Order insofar as appealed from unanimously reversed on the law without costs and defendants’ motion granted. Memorandum: Five years after his dismissal from the teaching faculty of St. John Fisher College, plaintiff challenged the college faculty and administration to a "teach-in” and offered $2,000 to anyone who could out-teach him. When interviewed by a reporter for the college student newspaper, defendant Cavanaugh, chairman of the English Department, stated, "I frankly am too busy for that kind of nonsense. It just reaches a point when you don’t pay attention to a clown.” This statement was published in the newspaper together with factual details concerning plaintiffs "teach-in” challenge.
Plaintiff commenced an action against the college for wrongful discharge and against the college and Cavanaugh for libel. The libel claim was predicated upon plaintiffs contention that reference to him as a "clown” was untrue and meant that he *973was unqualified as a teacher and not worthy of the respect due a member of the teaching profession. No special damages were alleged. Defendants appeal from a denial of their motion for partial summary judgment dismissing the libel cause of action.
We conclude that defendants’ motion should have been granted. It is for the court to determine, in the first instance, whether the words are susceptible of the defamatory meaning ascribed to them by plaintiff (Aronson v Wiersma, 65 NY2d 592, 593). "The words must be construed in the context of the entire statement or publication as a whole, tested against the understanding of the average reader, and if not reasonably susceptible of a defamatory meaning, they are not actionable and cannot be made so by a strained or artificial construction” (supra, at 594).
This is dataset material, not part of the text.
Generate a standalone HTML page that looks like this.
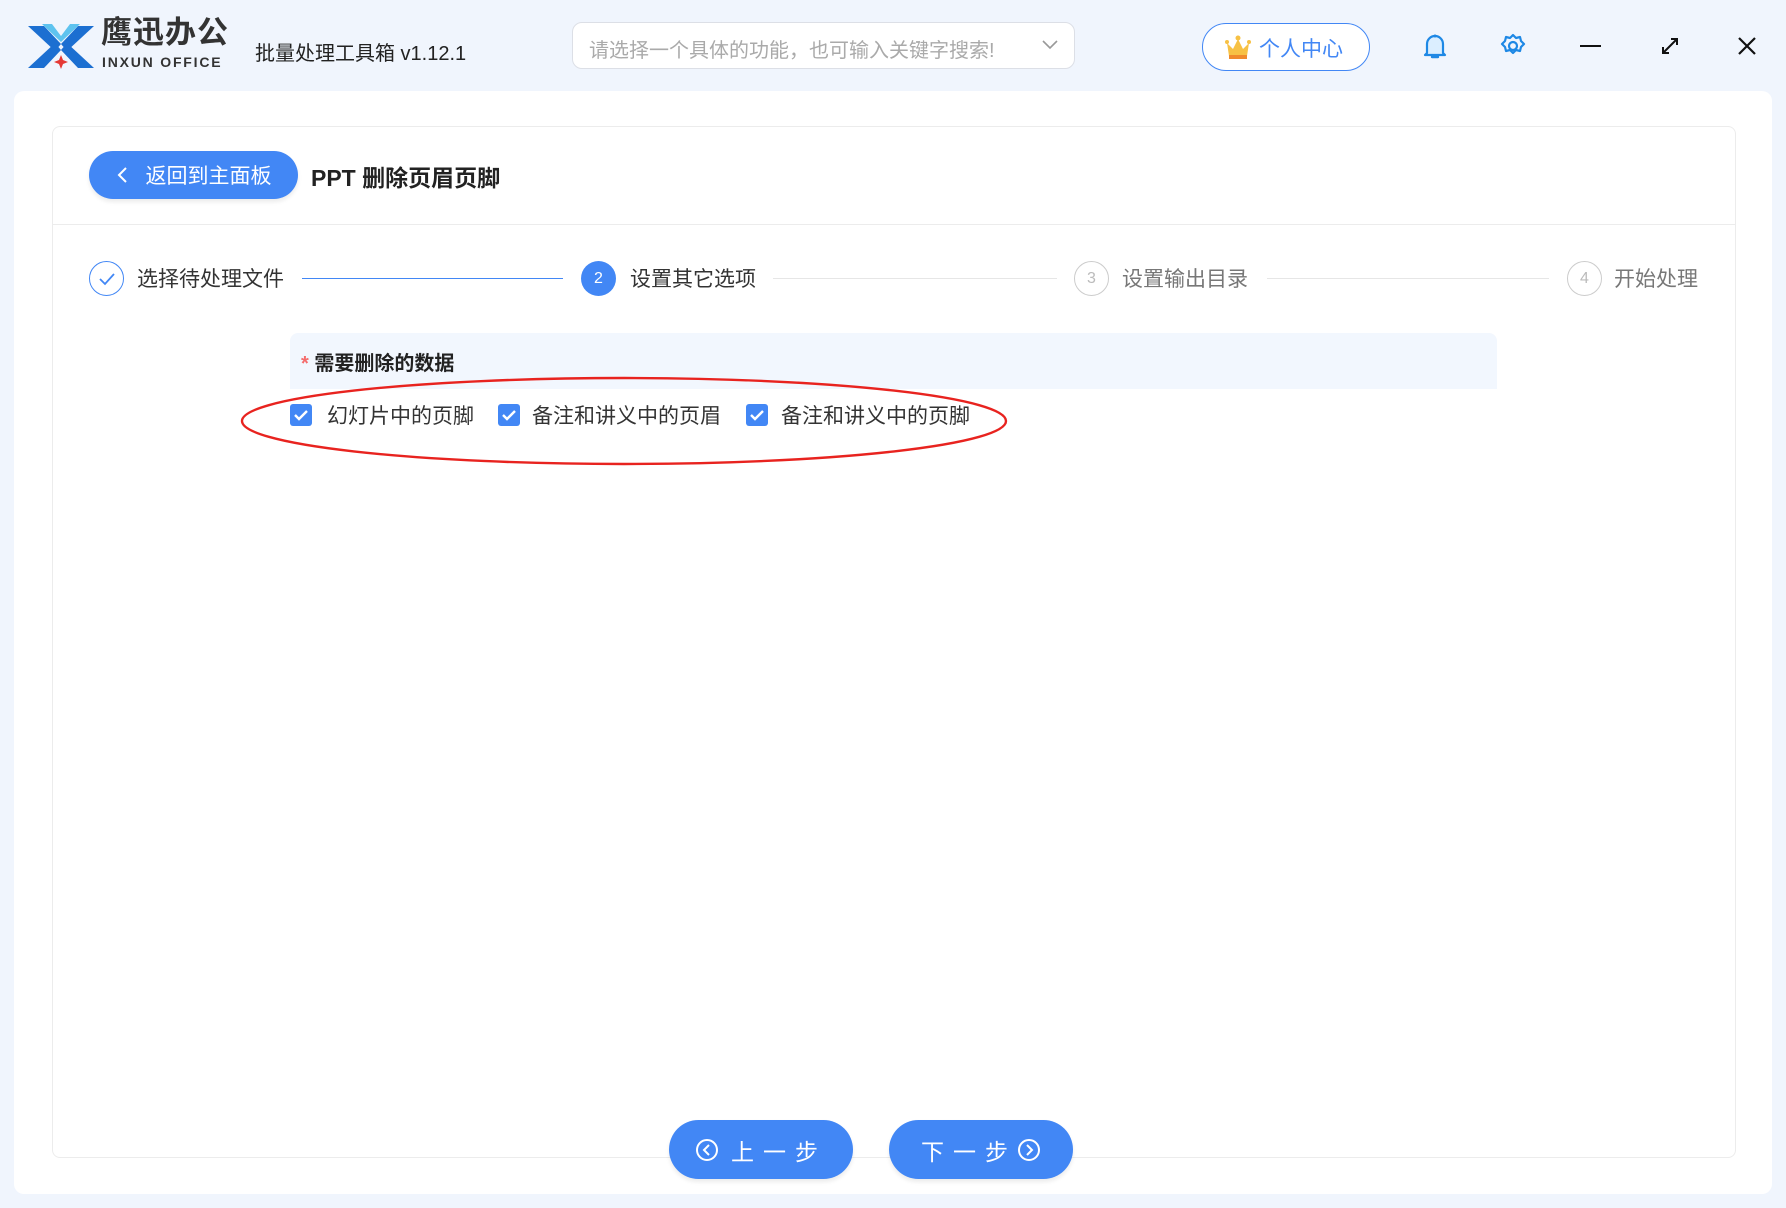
<!DOCTYPE html>
<html><head><meta charset="utf-8"><style>
*{margin:0;padding:0;box-sizing:border-box}
body{width:1786px;height:1208px;background:#f0f5fd;font-family:"Liberation Sans","Noto Sans CJK SC",sans-serif;position:relative;overflow:hidden;color:#333}
.a{position:absolute}
.main{left:14px;top:91px;width:1758px;height:1103px;background:#fff;border-radius:10px}
.card{left:52px;top:126px;width:1684px;height:1032px;border:1px solid #ececec;border-radius:8px;background:#fff}
.btn{background:#4287f5;color:#fff;border-radius:30px;display:flex;align-items:center;justify-content:center;box-shadow:0 3px 4px rgba(0,0,0,.08)}
.circ{width:35px;height:35px;border-radius:50%;display:flex;align-items:center;justify-content:center;font-size:16px}
.step{font-size:21px;top:263px}
.cb{width:22px;height:22px;background:#4287f5;border-radius:3px;top:404px}
.cbt{font-size:21px;top:400px;color:#333}
</style></head><body>
<svg class="a" style="left:28px;top:22px" width="66" height="48" viewBox="0 0 66 48">
<path d="M0 4h16l17 18-6 7z" fill="#1c6fd1"/><path d="M66 4H50L33 22l6 7z" fill="#1c6fd1"/>
<path d="M14 2h10l9 12 9-12h10L33 20z" fill="#5ec3ef"/>
<path d="M0 46h16l17-18-6-7z" fill="#1c6fd1"/><path d="M66 46H50L33 28l6-7z" fill="#1c6fd1"/>
<path d="M33 33l2 5 5 2-5 2-2 5-2-5-5-2 5-2z" fill="#e53935"/>
</svg>
<div class="a" style="left:101px;top:15px;font-size:31px;line-height:36px;font-weight:bold;color:#333;letter-spacing:1px">鹰迅办公</div>
<div class="a" style="left:102px;top:54px;font-size:14px;line-height:16px;font-weight:bold;color:#333;letter-spacing:1.8px">INXUN OFFICE</div>
<div class="a" style="left:255px;top:37px;font-size:20px;color:#222">批量处理工具箱 v1.12.1</div>
<div class="a" style="left:572px;top:22px;width:503px;height:47px;border:1px solid #dcdfe6;border-radius:10px;background:#fff"></div>
<div class="a" style="left:589px;top:34px;font-size:20px;color:#aaa">请选择一个具体的功能，也可输入关键字搜索!</div>
<svg class="a" style="left:1042px;top:40px" width="16" height="10"><path d="M1 1l7 7 7-7" stroke="#999" stroke-width="1.6" fill="none"/></svg>
<div class="a" style="left:1202px;top:23px;width:168px;height:48px;border:1.5px solid #4287f5;border-radius:24px;background:#fff"></div>
<svg class="a" style="left:1225px;top:35px" width="26" height="26" viewBox="0 0 26 26"><path d="M2 8l6 6 5-10 5 10 6-6-2 13H4z" fill="#f7c144"/><rect x="4" y="20" width="18" height="4" fill="#f08a2c"/><circle cx="13" cy="3" r="2.5" fill="#f7c144"/><circle cx="2" cy="7" r="2" fill="#f7c144"/><circle cx="24" cy="7" r="2" fill="#f7c144"/></svg>
<div class="a" style="left:1259px;top:33px;font-size:21px;color:#4287f5">个人中心</div>
<svg class="a" style="left:1423px;top:32px" width="24" height="28" viewBox="0 0 24 28"><path d="M4 21V12a8 8 0 0116 0v9l2 2H2z" fill="#dbeeff" stroke="#1e88e5" stroke-width="2.2" stroke-linejoin="round"/><path d="M9 25h6" stroke="#1e88e5" stroke-width="2.4" stroke-linecap="round"/><circle cx="12" cy="4" r="1.5" fill="#1e88e5"/></svg>
<svg class="a" style="left:1500px;top:33px" width="26" height="26" viewBox="0 0 26 26"><path d="M13 2l3 3 4-1 1 4 3 3-3 3-1 4-4-1-3 3-3-3-4 1-1-4-3-3 3-3 1-4 4 1z" fill="none" stroke="#1e88e5" stroke-width="2.2" stroke-linejoin="round"/><circle cx="13" cy="13" r="4" fill="none" stroke="#1e88e5" stroke-width="2.2"/></svg>
<div class="a" style="left:1580px;top:45px;width:21px;height:2px;background:#111"></div>
<svg class="a" style="left:1659px;top:35px" width="22" height="22"><path d="M4 18L18 4M12 4h6v6M4 12v6h6" stroke="#111" stroke-width="2" fill="none"/></svg>
<svg class="a" style="left:1737px;top:36px" width="20" height="20"><path d="M2 2l16 16M18 2L2 18" stroke="#111" stroke-width="2.2"/></svg>

<div class="a main"></div>
<div class="a card"></div>
<div class="a btn" style="left:89px;top:151px;width:209px;height:48px;font-size:21px"><svg width="14" height="18" style="margin-right:16px"><path d="M10 2L3 9l7 7" stroke="#fff" stroke-width="2" fill="none"/></svg>返回到主面板</div>
<div class="a" style="left:311px;top:159px;font-size:23px;font-weight:bold;color:#222">PPT 删除页眉页脚</div>
<div class="a" style="left:53px;top:224px;width:1682px;height:1px;background:#ececec"></div>

<div class="a circ" style="left:89px;top:261px;border:1.5px solid #4287f5"><svg width="18" height="14"><path d="M2 7l5 5 9-10" stroke="#4287f5" stroke-width="1.8" fill="none"/></svg></div>
<div class="a step" style="left:137px">选择待处理文件</div>
<div class="a" style="left:302px;top:278px;width:261px;height:1px;background:#4287f5"></div>
<div class="a circ" style="left:581px;top:261px;background:#4287f5;color:#fff">2</div>
<div class="a step" style="left:630px">设置其它选项</div>
<div class="a" style="left:773px;top:278px;width:284px;height:1px;background:#e6e6e6"></div>
<div class="a circ" style="left:1074px;top:261px;border:1.5px solid #ccc;color:#bbb">3</div>
<div class="a step" style="left:1122px;color:#777">设置输出目录</div>
<div class="a" style="left:1267px;top:278px;width:282px;height:1px;background:#e6e6e6"></div>
<div class="a circ" style="left:1567px;top:261px;border:1.5px solid #ccc;color:#bbb">4</div>
<div class="a step" style="left:1614px;color:#777">开始处理</div>

<div class="a" style="left:290px;top:333px;width:1207px;height:56px;background:#f2f7fe;border-radius:8px 8px 0 0"></div>
<div class="a" style="left:301px;top:347px;font-size:20px;font-weight:bold;color:#222"><span style="color:#f56c6c">*</span> 需要删除的数据</div>

<div class="a cb" style="left:290px"><svg width="22" height="22"><path d="M5 11l4 4 8-8" stroke="#fff" stroke-width="2.4" fill="none"/></svg></div>
<div class="a cbt" style="left:327px">幻灯片中的页脚</div>
<div class="a cb" style="left:498px"><svg width="22" height="22"><path d="M5 11l4 4 8-8" stroke="#fff" stroke-width="2.4" fill="none"/></svg></div>
<div class="a cbt" style="left:532px">备注和讲义中的页眉</div>
<div class="a cb" style="left:746px"><svg width="22" height="22"><path d="M5 11l4 4 8-8" stroke="#fff" stroke-width="2.4" fill="none"/></svg></div>
<div class="a cbt" style="left:781px">备注和讲义中的页脚</div>
<svg class="a" style="left:236px;top:373px" width="776" height="97"><ellipse cx="388" cy="48" rx="382" ry="43" fill="none" stroke="#e8231f" stroke-width="2.4"/></svg>

<div class="a btn" style="left:669px;top:1120px;width:184px;height:59px;font-size:23px;letter-spacing:9px"><svg width="24" height="24" style="margin-right:12px"><circle cx="12" cy="12" r="10" stroke="#fff" stroke-width="2" fill="none"/><path d="M14 7l-5 5 5 5" stroke="#fff" stroke-width="2" fill="none"/></svg>上一步</div>
<div class="a btn" style="left:889px;top:1120px;width:184px;height:59px;font-size:23px;letter-spacing:9px">下一步<svg width="24" height="24"><circle cx="12" cy="12" r="10" stroke="#fff" stroke-width="2" fill="none"/><path d="M10 7l5 5-5 5" stroke="#fff" stroke-width="2" fill="none"/></svg></div>
</body></html>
The fact that Cavanaugh’s statement was made solely in the context of plaintiff’s teach-in challenge is uncontroverted. The comment related only to plaintiff’s conduct in issuing the challenge and was not related to, or made in reference to, plaintiff’s abilities as a teacher or his reputation as a scholar. Moreover, reference to plaintiff as a "clown” amounted to no more than name-calling or a general insult, a type of epithet not to be taken literally and not deemed injurious to reputation (see, Lyons v New Am. Lib. 78 AD2d 723, 725; see also, Curtis Publ. Co. v Birdsong, 360 F2d 344; Moriarty v Lippe, 162 Conn 371, 294 A2d 326; McGuire v Jankiewicz, 8 Ill App 3d 319, 290 NE2d 675; Blouin v Anton, 139 Vt 618, 431 A2d 489; Sack, Libel, Slander and Related Problems, at 58-62). "A certain amount of vulgar name-calling is tolerated, on the theory that it will necessarily be understood to amount to nothing more” (Prosser and Keeton, Torts § 111, at 776 [5th ed]). We conclude that in the context in which the statement was made, it was not susceptible of a defamatory meaning and was not actionable. (Appeal from order of Supreme Court, Monroe County, Rosenbloom, J.—partial summary judgment.) Present—Callahan, J. P., Denman, Balio, Lawton and Davis, JJ.